In 2017, LB&I announced the identification and selection of 13 initial compliance campaigns. With the new compliance campaigns, LB&I essentially shifted to examinations based on compliance issues that LB&I determined presented greater levels of compliance risk, thereby improving return selection. Since the initial 13 campaign announcement, LB&I has added additional campaigns.
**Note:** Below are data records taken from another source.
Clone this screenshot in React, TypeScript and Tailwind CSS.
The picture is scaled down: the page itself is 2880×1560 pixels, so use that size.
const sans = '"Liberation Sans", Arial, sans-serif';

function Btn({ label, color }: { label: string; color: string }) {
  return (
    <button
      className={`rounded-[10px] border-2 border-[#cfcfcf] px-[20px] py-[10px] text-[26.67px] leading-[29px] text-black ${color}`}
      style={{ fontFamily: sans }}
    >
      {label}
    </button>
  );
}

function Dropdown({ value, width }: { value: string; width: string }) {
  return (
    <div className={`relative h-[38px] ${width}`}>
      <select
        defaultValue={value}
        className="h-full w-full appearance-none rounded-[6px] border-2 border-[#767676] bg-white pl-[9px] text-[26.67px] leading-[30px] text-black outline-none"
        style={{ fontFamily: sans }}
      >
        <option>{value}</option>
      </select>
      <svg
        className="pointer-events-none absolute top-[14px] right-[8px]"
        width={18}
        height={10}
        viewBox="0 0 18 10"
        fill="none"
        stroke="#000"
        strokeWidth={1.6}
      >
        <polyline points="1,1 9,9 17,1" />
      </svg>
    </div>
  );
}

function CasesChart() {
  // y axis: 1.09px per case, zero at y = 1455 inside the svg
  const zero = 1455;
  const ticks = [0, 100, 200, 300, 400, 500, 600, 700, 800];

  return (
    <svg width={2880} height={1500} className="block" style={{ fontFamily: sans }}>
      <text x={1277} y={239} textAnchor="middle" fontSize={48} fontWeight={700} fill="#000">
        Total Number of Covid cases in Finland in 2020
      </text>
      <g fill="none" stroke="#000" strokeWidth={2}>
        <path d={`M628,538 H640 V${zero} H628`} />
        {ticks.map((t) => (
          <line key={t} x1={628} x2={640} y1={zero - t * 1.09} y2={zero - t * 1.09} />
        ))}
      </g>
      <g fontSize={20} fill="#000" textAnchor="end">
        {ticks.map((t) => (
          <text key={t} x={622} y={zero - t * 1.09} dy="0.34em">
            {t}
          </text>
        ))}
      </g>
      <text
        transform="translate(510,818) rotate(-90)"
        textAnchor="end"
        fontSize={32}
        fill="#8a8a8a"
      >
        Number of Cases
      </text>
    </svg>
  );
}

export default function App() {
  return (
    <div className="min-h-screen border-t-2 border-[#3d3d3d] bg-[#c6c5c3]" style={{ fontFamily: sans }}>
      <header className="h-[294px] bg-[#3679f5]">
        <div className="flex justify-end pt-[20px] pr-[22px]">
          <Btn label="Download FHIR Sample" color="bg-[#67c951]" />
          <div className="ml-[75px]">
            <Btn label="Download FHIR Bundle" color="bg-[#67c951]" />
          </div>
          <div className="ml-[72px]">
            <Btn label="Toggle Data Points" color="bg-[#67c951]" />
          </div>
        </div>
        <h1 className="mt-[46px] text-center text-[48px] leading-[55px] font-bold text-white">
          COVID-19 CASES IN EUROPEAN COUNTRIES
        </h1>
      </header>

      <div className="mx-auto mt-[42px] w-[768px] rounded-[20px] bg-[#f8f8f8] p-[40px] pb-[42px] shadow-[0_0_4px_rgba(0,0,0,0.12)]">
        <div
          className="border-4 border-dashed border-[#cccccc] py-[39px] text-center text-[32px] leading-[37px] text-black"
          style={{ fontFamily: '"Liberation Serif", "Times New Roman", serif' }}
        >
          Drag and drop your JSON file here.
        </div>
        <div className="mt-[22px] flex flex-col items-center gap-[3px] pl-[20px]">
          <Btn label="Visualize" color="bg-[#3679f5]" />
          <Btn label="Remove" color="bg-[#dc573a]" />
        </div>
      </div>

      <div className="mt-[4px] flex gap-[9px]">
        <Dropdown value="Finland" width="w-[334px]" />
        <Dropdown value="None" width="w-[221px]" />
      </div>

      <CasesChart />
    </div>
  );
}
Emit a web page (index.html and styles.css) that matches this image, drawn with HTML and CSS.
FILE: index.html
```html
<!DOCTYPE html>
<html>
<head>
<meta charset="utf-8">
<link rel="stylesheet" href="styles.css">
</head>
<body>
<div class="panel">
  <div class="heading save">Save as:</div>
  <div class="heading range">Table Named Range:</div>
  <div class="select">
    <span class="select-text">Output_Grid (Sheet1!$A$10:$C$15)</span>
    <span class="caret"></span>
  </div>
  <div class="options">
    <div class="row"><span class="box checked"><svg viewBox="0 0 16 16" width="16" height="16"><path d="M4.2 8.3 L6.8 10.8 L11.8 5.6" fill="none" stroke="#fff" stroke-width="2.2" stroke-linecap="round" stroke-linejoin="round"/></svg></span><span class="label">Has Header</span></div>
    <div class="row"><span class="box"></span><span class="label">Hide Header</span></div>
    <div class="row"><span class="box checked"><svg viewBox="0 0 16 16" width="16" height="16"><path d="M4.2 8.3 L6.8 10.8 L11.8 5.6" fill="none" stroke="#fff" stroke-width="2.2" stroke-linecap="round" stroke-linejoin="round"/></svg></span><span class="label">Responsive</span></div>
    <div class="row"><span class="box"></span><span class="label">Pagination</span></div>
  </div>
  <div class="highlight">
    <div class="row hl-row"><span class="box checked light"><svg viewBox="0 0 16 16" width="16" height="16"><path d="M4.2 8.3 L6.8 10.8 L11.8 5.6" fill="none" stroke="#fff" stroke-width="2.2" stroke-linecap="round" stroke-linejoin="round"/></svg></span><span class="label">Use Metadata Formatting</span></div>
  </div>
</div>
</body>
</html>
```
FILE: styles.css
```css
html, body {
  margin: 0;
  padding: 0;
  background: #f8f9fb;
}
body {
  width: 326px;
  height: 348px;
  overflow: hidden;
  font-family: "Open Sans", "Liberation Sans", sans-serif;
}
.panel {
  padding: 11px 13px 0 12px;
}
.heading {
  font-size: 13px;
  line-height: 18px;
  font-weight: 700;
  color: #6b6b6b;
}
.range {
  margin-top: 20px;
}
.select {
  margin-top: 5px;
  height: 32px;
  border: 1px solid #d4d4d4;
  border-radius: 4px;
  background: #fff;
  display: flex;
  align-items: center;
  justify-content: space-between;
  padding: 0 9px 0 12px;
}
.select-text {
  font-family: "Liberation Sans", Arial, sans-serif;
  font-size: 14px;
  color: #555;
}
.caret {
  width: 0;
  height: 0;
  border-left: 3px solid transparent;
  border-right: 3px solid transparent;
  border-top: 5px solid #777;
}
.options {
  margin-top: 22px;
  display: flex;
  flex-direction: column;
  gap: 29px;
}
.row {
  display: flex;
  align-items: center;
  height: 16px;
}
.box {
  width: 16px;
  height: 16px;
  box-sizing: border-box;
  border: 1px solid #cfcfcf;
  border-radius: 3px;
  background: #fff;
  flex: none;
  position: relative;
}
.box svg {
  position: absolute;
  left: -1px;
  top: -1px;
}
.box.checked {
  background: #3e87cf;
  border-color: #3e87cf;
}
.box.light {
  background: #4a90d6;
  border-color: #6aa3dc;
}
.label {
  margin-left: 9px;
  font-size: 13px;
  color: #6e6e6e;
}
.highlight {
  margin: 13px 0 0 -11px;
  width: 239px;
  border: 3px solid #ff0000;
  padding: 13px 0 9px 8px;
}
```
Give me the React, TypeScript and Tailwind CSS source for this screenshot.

The IRS has announced the following new campaigns:

  1. Allocation of success-based fees. Success-based fees paid in transactions under Treas. Reg. § 1.263(a)-5(a) are presumed facilitative and must be capitalized. These fees may instead be allocated to non-facilitative activities, and currently deducted, if the taxpayer meets the documentation requirements under Treas. Reg. § 1.263(a)-5(f). Rev. Proc. 2011-29 allows a safe harbor election for allocating success-based fees paid in covered transactions under Treas. Reg. § 1.263(a)-5(e)(3) without meeting the above documentation requirements so long as 70% of these fees are allocated as non-facilitative and 30% are allocated as facilitative. The goal of this campaign is to ensure taxpayer compliance with current law.
  2. FIRPTA reporting compliance for NRAs. FIRPTA taxes foreign persons on the disposition of their U.S. real property interests.  Generally the buyer/transferee is the withholding agent and is required to withhold 15% of the amount realized on the sale, file the required forms, and remit the tax to IRS. This campaign is intended to increase FIRPTA voluntary compliance through issue based examinations and external education and outreach.
  3. Computation of life insurance reserves under Sec. 807(d)Section 13517 of the Tax Cuts and Jobs Act (TCJA) amended Internal Revenue Code (IRC) section 807(d) to provide a new method for computing life insurance reserves, effective for tax years beginning after December 31, 2017. IRC section 807(d)(1) provides generally that, for purposes of determining life insurance company taxable income, the amount of the life insurance reserves for any contract (other than a contract to which IRC section 807(d)(1)(B) applies (relating to variable contracts)), is the greater of the net surrender value of such contract or 92.81 percent of the reserve determined under IRC section 807(d)(2), subject to the statutory cap as provided in IRC section 807(d)(1)(C).
  4. Re-computation of life insurance reserves. Internal Revenue Code (IRC) section 807(d) sets forth rules for computing the amount of life insurance reserves. Under prior law, the interest rate used in this computation is the greater of: (i) the applicable federal interest rate (AFIR) (as prescribed under IRC section 846(c)(2)); or (ii) the prevailing State assumed interest rate (PSAIR) (as defined in IRC section 807(d)(4)(B)). See former IRC section 807(d)(2)(B). However, a taxpayer could elect to recompute, every five years, the AFIR used in this computation of life insurance reserves. See former IRC section 807(d)(4)(A)(ii).

As an IRS Tax Defense Law Firm, outside of:

  1. Form3520/3520-A Compliance and Penalties,
  2. Micro-Captive Insurance Campaign,
  3. Post OVDP Compliance
  4. Swiss Bank Program Campaign
  5. Syndicated Conservation Easement Transactions
we have not seen nor heard of any action in the remaining 52 listed campaign areas?